_Available data:_

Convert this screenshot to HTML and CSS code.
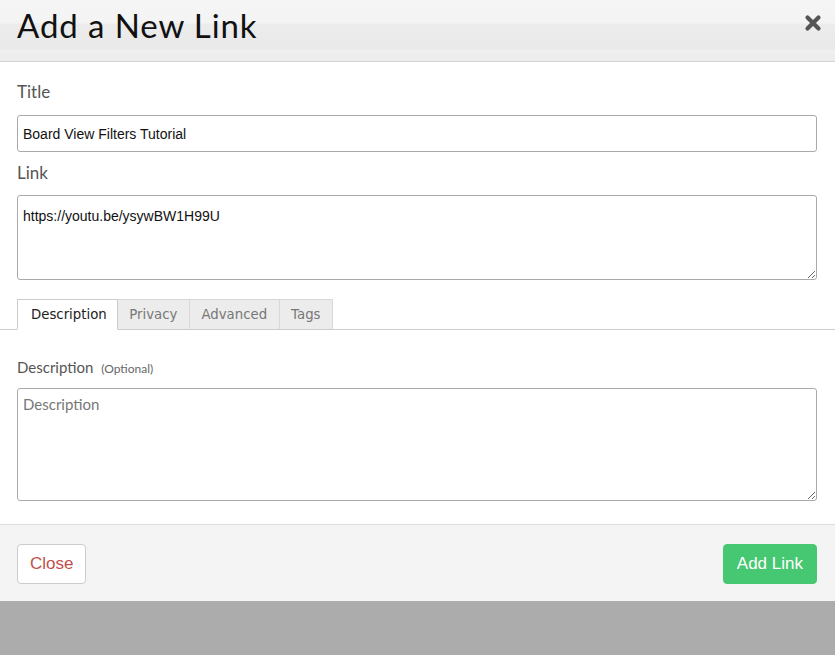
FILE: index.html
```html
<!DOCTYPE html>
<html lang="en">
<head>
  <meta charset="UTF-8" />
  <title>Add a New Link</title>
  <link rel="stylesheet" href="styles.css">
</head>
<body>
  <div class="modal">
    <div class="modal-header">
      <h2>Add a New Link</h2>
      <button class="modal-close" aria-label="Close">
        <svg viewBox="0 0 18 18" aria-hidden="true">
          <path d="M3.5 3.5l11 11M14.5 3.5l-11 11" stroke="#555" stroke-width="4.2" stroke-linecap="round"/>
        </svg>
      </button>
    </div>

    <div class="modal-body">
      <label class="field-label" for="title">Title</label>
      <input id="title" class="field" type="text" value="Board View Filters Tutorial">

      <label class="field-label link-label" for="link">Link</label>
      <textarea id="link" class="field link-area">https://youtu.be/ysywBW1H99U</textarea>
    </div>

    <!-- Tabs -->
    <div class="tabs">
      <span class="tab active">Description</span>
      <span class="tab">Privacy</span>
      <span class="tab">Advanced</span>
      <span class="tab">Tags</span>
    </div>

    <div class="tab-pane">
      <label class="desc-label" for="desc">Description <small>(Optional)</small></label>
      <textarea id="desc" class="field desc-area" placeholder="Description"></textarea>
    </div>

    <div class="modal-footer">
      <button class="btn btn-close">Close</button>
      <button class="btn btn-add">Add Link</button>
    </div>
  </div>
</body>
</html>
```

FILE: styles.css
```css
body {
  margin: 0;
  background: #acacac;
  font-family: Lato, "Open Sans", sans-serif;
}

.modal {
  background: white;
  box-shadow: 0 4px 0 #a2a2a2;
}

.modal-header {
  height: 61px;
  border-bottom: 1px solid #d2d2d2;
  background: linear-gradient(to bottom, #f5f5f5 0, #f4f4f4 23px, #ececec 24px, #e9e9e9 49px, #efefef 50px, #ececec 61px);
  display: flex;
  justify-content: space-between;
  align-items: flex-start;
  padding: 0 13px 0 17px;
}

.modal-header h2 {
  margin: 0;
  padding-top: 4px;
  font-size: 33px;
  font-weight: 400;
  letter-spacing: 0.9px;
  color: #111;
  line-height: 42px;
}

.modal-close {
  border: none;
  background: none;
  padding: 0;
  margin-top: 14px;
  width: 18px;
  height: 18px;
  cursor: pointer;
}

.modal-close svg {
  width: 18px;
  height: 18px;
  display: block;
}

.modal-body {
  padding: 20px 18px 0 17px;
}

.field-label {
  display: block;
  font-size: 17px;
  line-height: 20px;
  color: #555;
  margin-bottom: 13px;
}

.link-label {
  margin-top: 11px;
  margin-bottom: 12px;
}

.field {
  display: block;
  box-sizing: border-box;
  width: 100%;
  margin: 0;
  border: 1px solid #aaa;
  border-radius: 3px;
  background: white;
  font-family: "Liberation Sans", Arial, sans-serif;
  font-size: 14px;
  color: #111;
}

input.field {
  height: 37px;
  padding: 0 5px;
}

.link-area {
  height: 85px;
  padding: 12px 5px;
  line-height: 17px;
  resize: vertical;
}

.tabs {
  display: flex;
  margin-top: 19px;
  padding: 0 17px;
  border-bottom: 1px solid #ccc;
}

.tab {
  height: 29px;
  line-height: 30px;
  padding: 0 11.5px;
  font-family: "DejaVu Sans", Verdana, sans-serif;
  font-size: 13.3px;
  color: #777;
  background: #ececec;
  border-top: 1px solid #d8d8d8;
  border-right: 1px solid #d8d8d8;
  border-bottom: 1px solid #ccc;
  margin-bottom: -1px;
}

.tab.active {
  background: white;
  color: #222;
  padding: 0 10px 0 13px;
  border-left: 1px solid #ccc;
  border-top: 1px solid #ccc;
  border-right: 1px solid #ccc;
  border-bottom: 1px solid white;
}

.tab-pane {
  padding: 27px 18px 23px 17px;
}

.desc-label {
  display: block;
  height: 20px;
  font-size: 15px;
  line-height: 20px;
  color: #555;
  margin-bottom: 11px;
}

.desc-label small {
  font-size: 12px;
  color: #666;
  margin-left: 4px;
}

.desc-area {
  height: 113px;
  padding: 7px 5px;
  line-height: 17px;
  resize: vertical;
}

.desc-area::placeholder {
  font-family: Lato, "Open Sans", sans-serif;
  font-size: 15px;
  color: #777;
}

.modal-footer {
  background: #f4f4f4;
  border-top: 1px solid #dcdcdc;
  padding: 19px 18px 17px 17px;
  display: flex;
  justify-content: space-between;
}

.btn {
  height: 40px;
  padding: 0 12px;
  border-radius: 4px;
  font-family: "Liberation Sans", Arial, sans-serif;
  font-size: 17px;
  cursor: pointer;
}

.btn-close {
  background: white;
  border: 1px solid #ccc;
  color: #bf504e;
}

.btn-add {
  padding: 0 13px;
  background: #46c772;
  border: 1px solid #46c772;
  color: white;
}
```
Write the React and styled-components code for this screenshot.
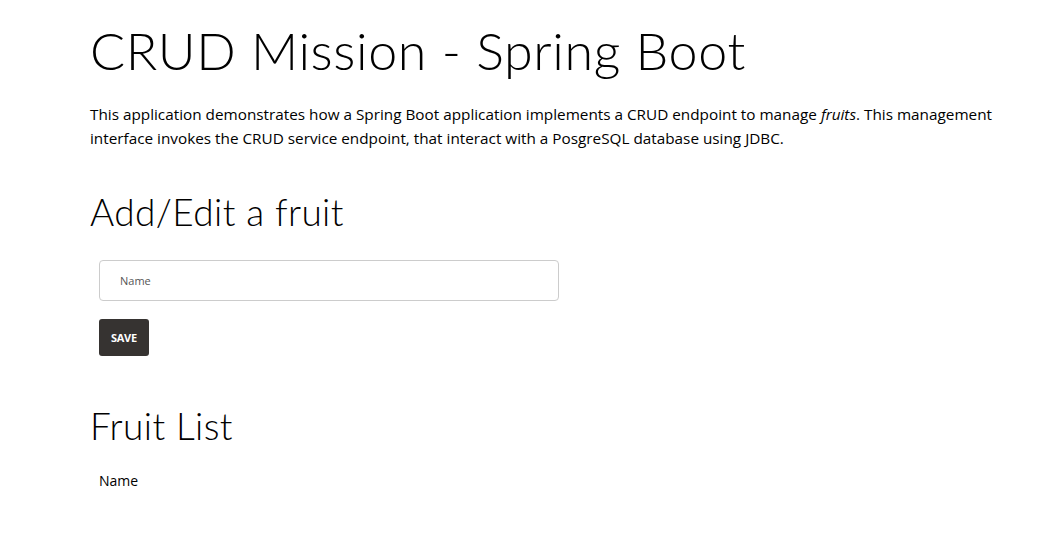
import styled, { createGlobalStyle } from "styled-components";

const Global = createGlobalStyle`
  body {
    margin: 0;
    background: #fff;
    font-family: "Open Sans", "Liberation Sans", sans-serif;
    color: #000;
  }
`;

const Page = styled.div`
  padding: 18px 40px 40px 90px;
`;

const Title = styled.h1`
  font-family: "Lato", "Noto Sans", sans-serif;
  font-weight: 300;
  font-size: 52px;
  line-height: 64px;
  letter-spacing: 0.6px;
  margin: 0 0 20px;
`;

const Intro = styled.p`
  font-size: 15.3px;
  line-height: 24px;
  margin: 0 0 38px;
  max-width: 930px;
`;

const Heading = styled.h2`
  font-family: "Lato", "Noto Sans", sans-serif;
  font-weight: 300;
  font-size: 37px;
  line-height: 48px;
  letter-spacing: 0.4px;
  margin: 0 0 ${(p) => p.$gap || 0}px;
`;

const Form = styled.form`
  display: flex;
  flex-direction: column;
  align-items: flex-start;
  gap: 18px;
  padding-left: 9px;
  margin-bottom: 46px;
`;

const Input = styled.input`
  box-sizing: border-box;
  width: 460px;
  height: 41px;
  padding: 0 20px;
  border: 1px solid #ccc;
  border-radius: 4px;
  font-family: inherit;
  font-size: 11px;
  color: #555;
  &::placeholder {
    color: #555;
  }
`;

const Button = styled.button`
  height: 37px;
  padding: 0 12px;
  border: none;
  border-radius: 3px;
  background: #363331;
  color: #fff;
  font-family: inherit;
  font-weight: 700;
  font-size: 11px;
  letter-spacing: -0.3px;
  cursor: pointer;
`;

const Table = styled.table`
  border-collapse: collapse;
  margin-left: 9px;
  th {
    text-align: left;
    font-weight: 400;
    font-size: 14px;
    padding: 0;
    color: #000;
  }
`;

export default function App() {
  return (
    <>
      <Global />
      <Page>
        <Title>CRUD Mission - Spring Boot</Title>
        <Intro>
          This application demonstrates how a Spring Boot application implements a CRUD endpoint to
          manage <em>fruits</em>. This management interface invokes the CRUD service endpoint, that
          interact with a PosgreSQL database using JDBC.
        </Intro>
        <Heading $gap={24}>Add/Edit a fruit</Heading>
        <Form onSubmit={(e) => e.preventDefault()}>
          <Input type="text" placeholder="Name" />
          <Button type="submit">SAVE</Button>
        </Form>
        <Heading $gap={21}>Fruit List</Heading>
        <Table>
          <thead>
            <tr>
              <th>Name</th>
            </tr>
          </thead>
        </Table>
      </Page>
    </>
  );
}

_Challenge:_ Each entry above is to be written out again unchanged, apart from the pictures, which are left out.

_Result of the task:_
Convert this screenshot to HTML and CSS code.
FILE: index.html
```html
<!DOCTYPE html>
<html lang="en">
<head>
  <meta charset="UTF-8" />
  <title>Add a New Link</title>
  <link rel="stylesheet" href="styles.css">
</head>
<body>
  <div class="modal">
    <div class="modal-header">
      <h2>Add a New Link</h2>
      <button class="modal-close" aria-label="Close">
        <svg viewBox="0 0 18 18" aria-hidden="true">
          <path d="M3.5 3.5l11 11M14.5 3.5l-11 11" stroke="#555" stroke-width="4.2" stroke-linecap="round"/>
        </svg>
      </button>
    </div>

    <div class="modal-body">
      <label class="field-label" for="title">Title</label>
      <input id="title" class="field" type="text" value="Board View Filters Tutorial">

      <label class="field-label link-label" for="link">Link</label>
      <textarea id="link" class="field link-area">https://youtu.be/ysywBW1H99U</textarea>
    </div>

    <!-- Tabs -->
    <div class="tabs">
      <span class="tab active">Description</span>
      <span class="tab">Privacy</span>
      <span class="tab">Advanced</span>
      <span class="tab">Tags</span>
    </div>

    <div class="tab-pane">
      <label class="desc-label" for="desc">Description <small>(Optional)</small></label>
      <textarea id="desc" class="field desc-area" placeholder="Description"></textarea>
    </div>

    <div class="modal-footer">
      <button class="btn btn-close">Close</button>
      <button class="btn btn-add">Add Link</button>
    </div>
  </div>
</body>
</html>
```

FILE: styles.css
```css
body {
  margin: 0;
  background: #acacac;
  font-family: Lato, "Open Sans", sans-serif;
}

.modal {
  background: white;
  box-shadow: 0 4px 0 #a2a2a2;
}

.modal-header {
  height: 61px;
  border-bottom: 1px solid #d2d2d2;
  background: linear-gradient(to bottom, #f5f5f5 0, #f4f4f4 23px, #ececec 24px, #e9e9e9 49px, #efefef 50px, #ececec 61px);
  display: flex;
  justify-content: space-between;
  align-items: flex-start;
  padding: 0 13px 0 17px;
}

.modal-header h2 {
  margin: 0;
  padding-top: 4px;
  font-size: 33px;
  font-weight: 400;
  letter-spacing: 0.9px;
  color: #111;
  line-height: 42px;
}

.modal-close {
  border: none;
  background: none;
  padding: 0;
  margin-top: 14px;
  width: 18px;
  height: 18px;
  cursor: pointer;
}

.modal-close svg {
  width: 18px;
  height: 18px;
  display: block;
}

.modal-body {
  padding: 20px 18px 0 17px;
}

.field-label {
  display: block;
  font-size: 17px;
  line-height: 20px;
  color: #555;
  margin-bottom: 13px;
}

.link-label {
  margin-top: 11px;
  margin-bottom: 12px;
}

.field {
  display: block;
  box-sizing: border-box;
  width: 100%;
  margin: 0;
  border: 1px solid #aaa;
  border-radius: 3px;
  background: white;
  font-family: "Liberation Sans", Arial, sans-serif;
  font-size: 14px;
  color: #111;
}

input.field {
  height: 37px;
  padding: 0 5px;
}

.link-area {
  height: 85px;
  padding: 12px 5px;
  line-height: 17px;
  resize: vertical;
}

.tabs {
  display: flex;
  margin-top: 19px;
  padding: 0 17px;
  border-bottom: 1px solid #ccc;
}

.tab {
  height: 29px;
  line-height: 30px;
  padding: 0 11.5px;
  font-family: "DejaVu Sans", Verdana, sans-serif;
  font-size: 13.3px;
  color: #777;
  background: #ececec;
  border-top: 1px solid #d8d8d8;
  border-right: 1px solid #d8d8d8;
  border-bottom: 1px solid #ccc;
  margin-bottom: -1px;
}

.tab.active {
  background: white;
  color: #222;
  padding: 0 10px 0 13px;
  border-left: 1px solid #ccc;
  border-top: 1px solid #ccc;
  border-right: 1px solid #ccc;
  border-bottom: 1px solid white;
}

.tab-pane {
  padding: 27px 18px 23px 17px;
}

.desc-label {
  display: block;
  height: 20px;
  font-size: 15px;
  line-height: 20px;
  color: #555;
  margin-bottom: 11px;
}

.desc-label small {
  font-size: 12px;
  color: #666;
  margin-left: 4px;
}

.desc-area {
  height: 113px;
  padding: 7px 5px;
  line-height: 17px;
  resize: vertical;
}

.desc-area::placeholder {
  font-family: Lato, "Open Sans", sans-serif;
  font-size: 15px;
  color: #777;
}

.modal-footer {
  background: #f4f4f4;
  border-top: 1px solid #dcdcdc;
  padding: 19px 18px 17px 17px;
  display: flex;
  justify-content: space-between;
}

.btn {
  height: 40px;
  padding: 0 12px;
  border-radius: 4px;
  font-family: "Liberation Sans", Arial, sans-serif;
  font-size: 17px;
  cursor: pointer;
}

.btn-close {
  background: white;
  border: 1px solid #ccc;
  color: #bf504e;
}

.btn-add {
  padding: 0 13px;
  background: #46c772;
  border: 1px solid #46c772;
  color: white;
}
```
Write the React and styled-components code for this screenshot.
import styled, { createGlobalStyle } from "styled-components";

const Global = createGlobalStyle`
  body {
    margin: 0;
    background: #fff;
    font-family: "Open Sans", "Liberation Sans", sans-serif;
    color: #000;
  }
`;

const Page = styled.div`
  padding: 18px 40px 40px 90px;
`;

const Title = styled.h1`
  font-family: "Lato", "Noto Sans", sans-serif;
  font-weight: 300;
  font-size: 52px;
  line-height: 64px;
  letter-spacing: 0.6px;
  margin: 0 0 20px;
`;

const Intro = styled.p`
  font-size: 15.3px;
  line-height: 24px;
  margin: 0 0 38px;
  max-width: 930px;
`;

const Heading = styled.h2`
  font-family: "Lato", "Noto Sans", sans-serif;
  font-weight: 300;
  font-size: 37px;
  line-height: 48px;
  letter-spacing: 0.4px;
  margin: 0 0 ${(p) => p.$gap || 0}px;
`;

const Form = styled.form`
  display: flex;
  flex-direction: column;
  align-items: flex-start;
  gap: 18px;
  padding-left: 9px;
  margin-bottom: 46px;
`;

const Input = styled.input`
  box-sizing: border-box;
  width: 460px;
  height: 41px;
  padding: 0 20px;
  border: 1px solid #ccc;
  border-radius: 4px;
  font-family: inherit;
  font-size: 11px;
  color: #555;
  &::placeholder {
    color: #555;
  }
`;

const Button = styled.button`
  height: 37px;
  padding: 0 12px;
  border: none;
  border-radius: 3px;
  background: #363331;
  color: #fff;
  font-family: inherit;
  font-weight: 700;
  font-size: 11px;
  letter-spacing: -0.3px;
  cursor: pointer;
`;

const Table = styled.table`
  border-collapse: collapse;
  margin-left: 9px;
  th {
    text-align: left;
    font-weight: 400;
    font-size: 14px;
    padding: 0;
    color: #000;
  }
`;

export default function App() {
  return (
    <>
      <Global />
      <Page>
        <Title>CRUD Mission - Spring Boot</Title>
        <Intro>
          This application demonstrates how a Spring Boot application implements a CRUD endpoint to
          manage <em>fruits</em>. This management interface invokes the CRUD service endpoint, that
          interact with a PosgreSQL database using JDBC.
        </Intro>
        <Heading $gap={24}>Add/Edit a fruit</Heading>
        <Form onSubmit={(e) => e.preventDefault()}>
          <Input type="text" placeholder="Name" />
          <Button type="submit">SAVE</Button>
        </Form>
        <Heading $gap={21}>Fruit List</Heading>
        <Table>
          <thead>
            <tr>
              <th>Name</th>
            </tr>
          </thead>
        </Table>
      </Page>
    </>
  );
}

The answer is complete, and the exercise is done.